The charges allege they hid their transactions through a web of affiliated offshore companies and other funds.
Though the accused will face trial later this month, the case appears to have hit a dead end with the evidence unclear.
It’s a reflection of the sorry state of the CMA, which is now widely regarded as toothless and has little impact on major deals.
It also showed how the Egyptian stock exchange continues to be the playground of major rollers who manipulate stock prices illegally.
The case begs the question: Will the economic debate continue to be dominated by a neo-liberal agenda that measures growth by Foreign Direct Investment and continues to strike down tax reform?
It is not a surprise that such cases never see the light of day.
Instead there remains a continued fixation about a currency devaluation. It would be wise for readers to look to the example of the Asian financial crisis of the 1990s and the involvement of the World Bank which forced the devaluation of currencies and promoted unpopular privatization schemes.
Egypt’s economic debate needs to move past this neo-liberal impasse that the World Bank and International Monetary Fund institutions can do no wrong.
The wrong questions are also being asked vis-a-vis Egypt’s economy.
– No one is talking about the potential fallout and social cost of actually lifting subsidies instead of subsidy augmentation (most people agree subsidies rarely go to their users and that a vibrant blackmarket of basic commodities exists because of them).
– No one has mentioned the need for planning, budget oversight, reversing urban migration and consumption patterns of basic foods that have changed over the past years; making it harder for the average Egyptian to buy food.
– No one is talking about the need to bolster Egypt’s agricultural industry and the reversal of Egypt’s agricultural industry from a vibrant economy to one that is a great Western market.

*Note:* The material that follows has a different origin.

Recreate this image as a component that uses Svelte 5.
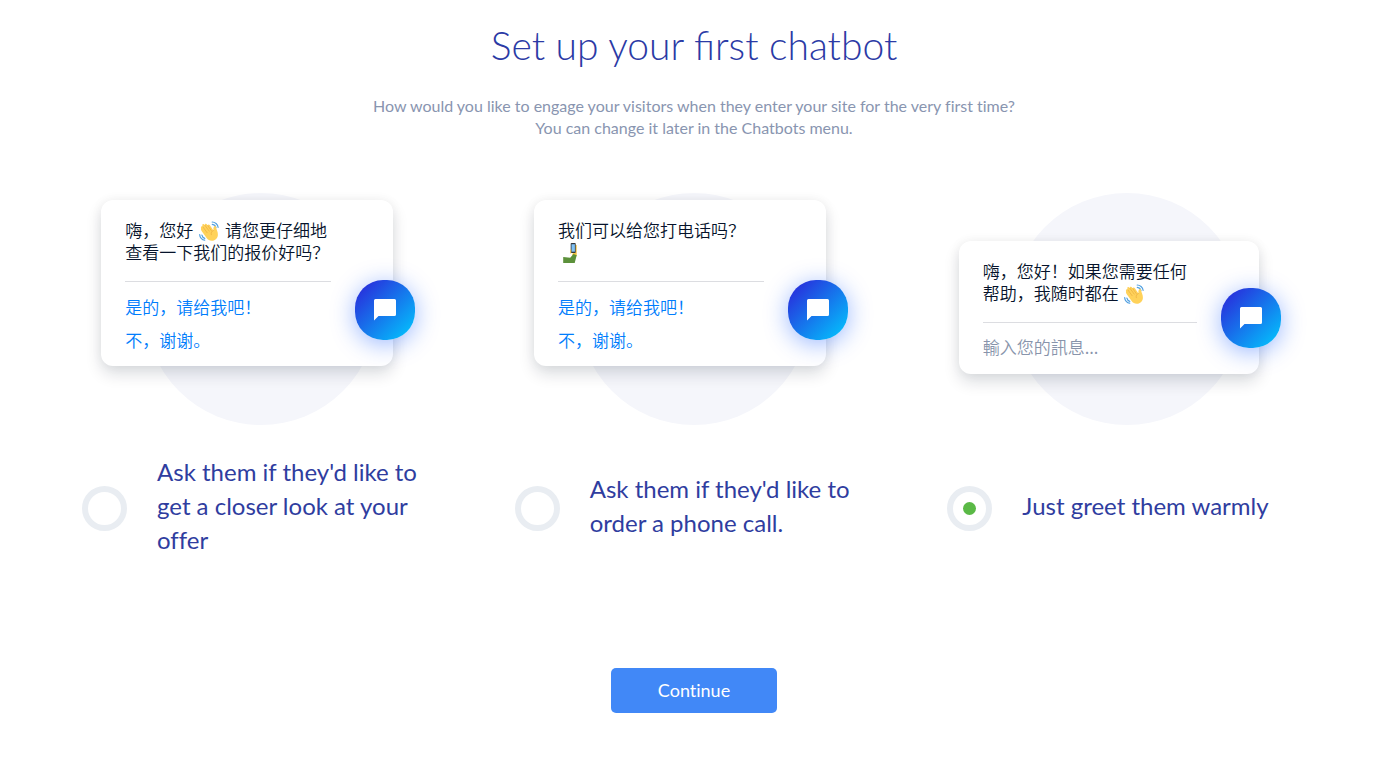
<script lang="ts">
  type Emoji = 'wave' | 'selfie';

  interface Option {
    id: string;
    label: string;
    lines: (string | Emoji)[][];
    replies?: string[];
    placeholder?: string;
  }

  const options: Option[] = [
    {
      id: 'offer',
      label: "Ask them if they'd like to get a closer look at your offer",
      lines: [['嗨，您好 ', 'wave', ' 请您更仔细地'], ['查看一下我们的报价好吗？']],
      replies: ['是的，请给我吧！', '不，谢谢。']
    },
    {
      id: 'call',
      label: "Ask them if they'd like to order a phone call.",
      lines: [['我们可以给您打电话吗？'], ['selfie']],
      replies: ['是的，请给我吧！', '不，谢谢。']
    },
    {
      id: 'greet',
      label: 'Just greet them warmly',
      lines: [['嗨，您好！如果您需要任何'], ['帮助，我随时都在 ', 'wave']],
      placeholder: '輸入您的訊息...'
    }
  ];

  let selected = $state('greet');
</script>

{#snippet wave()}
  <svg class="emoji" viewBox="0 0 20 20" role="img" aria-label="waving hand">
    <g fill="none" stroke="#4f9fe0" stroke-width="1.2" stroke-linecap="round">
      <path d="M13.2 1c2.700 0 5.600 2.400 5.900 5.300" />
      <path d="M13.300 3.400c1.700.2 3.200 1.500 3.600 3.200" />
      <path d="M.7 13.700c.1 2.700 2.300 5.200 5 5.500" />
      <path d="M2.900 14.200c.3 1.500 1.400 2.700 2.900 3.100" />
    </g>
    <path fill="#ffd25a" d="M2.100 7.100c-.8-1.300.8-2.400 1.800-1.300l-.5-1.100c-.6-1.400 1.200-2.300 2-1l.4.500c-.4-1.400 1.400-2 2.200-.8l.7 1c.1-1 1.500-1.200 2.200-.2l3.500 5.300c.2-1.600-.3-3 .7-4.100.8-.8 1.900-.2 2 .9.200 2.400 2 4.600 1.800 7.600-.2 3.200-2.700 5.700-5.900 5.800-2.200.1-4.100-1-5.400-2.800l-5-6.800c-.9-1.200-.6-2.300-.5-3z" />
    <path fill="none" stroke="#e5a63d" stroke-width=".6" stroke-linecap="round" d="M3.900 5.900l4.200 5.800M6 4.400l4.200 5.700M8.800 4.600l3.500 5M14.400 9.500c-1.900.7-2.700 2.100-2.100 4.200" />
  </svg>
{/snippet}

{#snippet selfie()}
  <svg class="emoji" viewBox="0 0 20 20" role="img" aria-label="selfie">
    <path fill="#f7c543" d="M15.300 2h1.400v11l-3 1.500-1.600-2.500 1-2.500h2.200z" />
    <path fill="#5c913b" d="M3.200 14l7 .7 3.300-3.700 3.200 1.200-2 7.800H3.200z" />
    <rect x="10.700" y="0" width="5" height="10" rx=".8" fill="#31373d" />
    <rect x="11.500" y="1.200" width="3.400" height="7.500" fill="#7fc1f5" />
    <path fill="#f7c543" d="M10.200 6.500h1v4h-1z" />
  </svg>
{/snippet}

<main class="setup">
  <header class="setup__header">
    <h1>Set up your first chatbot</h1>
    <p>
      How would you like to engage your visitors when they enter your site for the very first time?<br />
      You can change it later in the Chatbots menu.
    </p>
  </header>

  <div class="options" role="radiogroup" aria-label="Chatbot type">
    {#each options as option (option.id)}
      <section class="option">
        <div class="preview" class:preview--input={option.placeholder}>
          <div class="card">
            <p class="card__message">
              {#each option.lines as line}
                <span class="card__line">
                  {#each line as part}{#if part === 'wave'}{@render wave()}{:else if part === 'selfie'}{@render selfie()}{:else}{part}{/if}{/each}
                </span>
              {/each}
            </p>
            {#if option.replies}
              <div class="card__replies">
                {#each option.replies as reply}
                  <button type="button" class="card__reply">{reply}</button>
                {/each}
              </div>
            {:else}
              <input class="card__input" type="text" placeholder={option.placeholder} aria-label={option.placeholder} />
            {/if}
            <button type="button" class="launcher" aria-label="Open chat">
              <svg viewBox="0 0 24 24" aria-hidden="true">
                <path fill="#fff" d="M2.500 1h19A1.500 1.500 0 0 1 23 2.500v14a1.500 1.500 0 0 1-1.500 1.500H5.500L1 22.500v-20A1.500 1.500 0 0 1 2.500 1z" />
              </svg>
            </button>
          </div>
        </div>
        <label class="choice">
          <input type="radio" name="chatbot" value={option.id} bind:group={selected} />
          <span>{option.label}</span>
        </label>
      </section>
    {/each}
  </div>

  <button type="button" class="continue">Continue</button>
</main>

<style>
  :global(body) {
    background: #fff;
  }

  .setup {
    display: flex;
    flex-direction: column;
    align-items: center;
    padding: 20px 39px 50px 45px;
    font-family: Lato, 'Noto Sans CJK SC', sans-serif;
  }

  .setup__header {
    text-align: center;
  }

  h1 {
    margin: 0 0 25px;
    color: #2b3aa5;
    font-size: 39px;
    font-weight: 300;
    line-height: 50px;
  }

  .setup__header p {
    margin: 0;
    color: #8995b0;
    font-size: 16px;
    line-height: 22px;
    font-variant-ligatures: none;
  }

  .options {
    display: grid;
    grid-template-columns: repeat(3, 1fr);
    align-self: stretch;
    margin-top: 54px;
  }

  .option {
    display: flex;
    flex-direction: column;
    gap: 32px;
  }

  .preview {
    position: relative;
    display: flex;
    align-items: flex-end;
    justify-content: flex-end;
    align-self: center;
    box-sizing: border-box;
    width: 308px;
    height: 232px;
    padding: 0 22px 59px 0;
  }

  .preview--input {
    padding-bottom: 51px;
  }

  .preview::before {
    content: '';
    position: absolute;
    top: 0;
    left: 50%;
    width: 232px;
    height: 232px;
    margin-left: -116px;
    border-radius: 50%;
    background: #f5f6fb;
  }

  .card {
    position: relative;
    flex: none;
    box-sizing: border-box;
    width: 292px;
    padding: 19px 62px 15px 24px;
    border-radius: 12px;
    background: #fff;
    box-shadow: 0 8px 16px rgba(6, 19, 43, 0.14), 0 0 12px rgba(6, 19, 43, 0.05);
    font-family: 'Noto Sans CJK SC', sans-serif;
    font-size: 17px;
    font-weight: 350;
    line-height: 22px;
  }

  .preview--input .card {
    width: 300px;
    padding-bottom: 16px;
  }

  .card__message {
    margin: 0;
    padding-bottom: 18px;
    border-bottom: 1px solid #dcdde1;
    color: #06132b;
  }

  .card__line {
    display: block;
    height: 22px;
    white-space: nowrap;
  }

  .emoji {
    width: 20px;
    height: 20px;
    margin: 0 2px;
    vertical-align: -4px;
  }

  .card__replies {
    display: flex;
    flex-direction: column;
    align-items: flex-start;
    gap: 11px;
    padding-top: 14px;
  }

  .card__reply {
    height: 22px;
    padding: 0;
    border: 0;
    background: none;
    color: #007dfc;
    font: inherit;
    cursor: pointer;
  }

  .card__input {
    display: block;
    width: 100%;
    height: 22px;
    margin-top: 13px;
    padding: 0;
    border: 0;
    outline: 0;
    background: none;
    font: inherit;
  }

  .card__input::placeholder {
    color: #8894ab;
    opacity: 1;
  }

  .launcher {
    position: absolute;
    right: -22px;
    bottom: 26px;
    display: flex;
    align-items: center;
    justify-content: center;
    width: 60px;
    height: 60px;
    padding: 0;
    border: 0;
    border-radius: 28px;
    background: linear-gradient(135deg, #2a27da 5%, #00ccff 100%);
    box-shadow: 0 4px 24px rgba(0, 77, 255, 0.4);
    cursor: pointer;
  }

  .launcher svg {
    width: 24px;
    height: 24px;
  }

  .choice {
    display: flex;
    flex: 1;
    align-items: center;
    gap: 30px;
    padding: 0 37px;
    color: #2f3d9f;
    font-size: 24px;
    line-height: 34px;
    cursor: pointer;
    font-variant-ligatures: none;
  }

  .choice span {
    margin: -2px 0 2px;
  }

  .choice input {
    display: grid;
    flex: none;
    place-items: center;
    appearance: none;
    box-sizing: border-box;
    width: 45px;
    height: 45px;
    margin: 0;
    border: 6px solid #e9edf2;
    border-radius: 50%;
    background: #fff;
  }

  .choice input:checked::before {
    content: '';
    width: 13px;
    height: 13px;
    border-radius: 50%;
    background: #5ab946;
  }

  .continue {
    min-width: 166px;
    height: 45px;
    margin-top: 109px;
    padding: 0 24px 2px;
    border: 0;
    border-radius: 5px;
    background: #4188f7;
    color: #fff;
    font-family: inherit;
    font-size: 18px;
    font-variant-ligatures: none;
    cursor: pointer;
  }
</style>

The economic program presented by the Egyptian government to the IMF instead focuses on cutting costs at a time where arguably the social cost would guarantee no stability for execution.
Picture an IMF loan that is accepted: it cuts farmers’ fertilizer subsidy and in response they go on strike and the police shoot. That 1977 bread riot-style crisis is a very probable outcome unless the government can guarantee society’s buy-in.
Before a decision is made to reject or accept the loan Egyptians would be well advised to answer these questions first and take a look at where Egypt will be 30 years from today should it carry through with this economic policy.
The pedagogical debate around Egypt’s economy only serves the interest of those who already lead a comfortable lifestyle; instead new options must be explored and this ‘dead-end’ must be deconstructed.
All these questions have so far been quietly shrugged off by a provision for ‘development’ projects and aid; something that does not help at all. The much hyped ‘investor confidence’ that the IMF loan would bring should instead be measured against all the debt-swaps that have been pledged.
Egypt is still among the top countries in the world that has the regulations that allow for the cheapest ways to raise capital and issue profit for shareholders.
Capturing debt-swaps, like the close to $1 billion of debt relief being negotiated with the US, and allocating them to ventures would go some way to plugging some of the budget deficit.
A perfect example of what an alternative could look like is the newly signed $3.7 billion Egyptian Refining Company (ERC) deal, that will upgrade a key oil refinery.
It is a scheme developed by local private equity house Citadel Capital and is a key project for Egypt as it will reduce the country’s import bill by producing valuable light fuel products
Such a deal is slated to decrease Egypt’s energy imports by nearly 50% upon completion – lifting some burden on Egypt’s energy requirements.
Not only was this deal signed amidst Egypt’s ‘turbulent economic climate’ but it demonstrates the potential for infrastructure and energy potential in Egypt. There is no denying Egypt needs the liquidity but there must first be a sober debate about food, energy policies in Egypt and planning.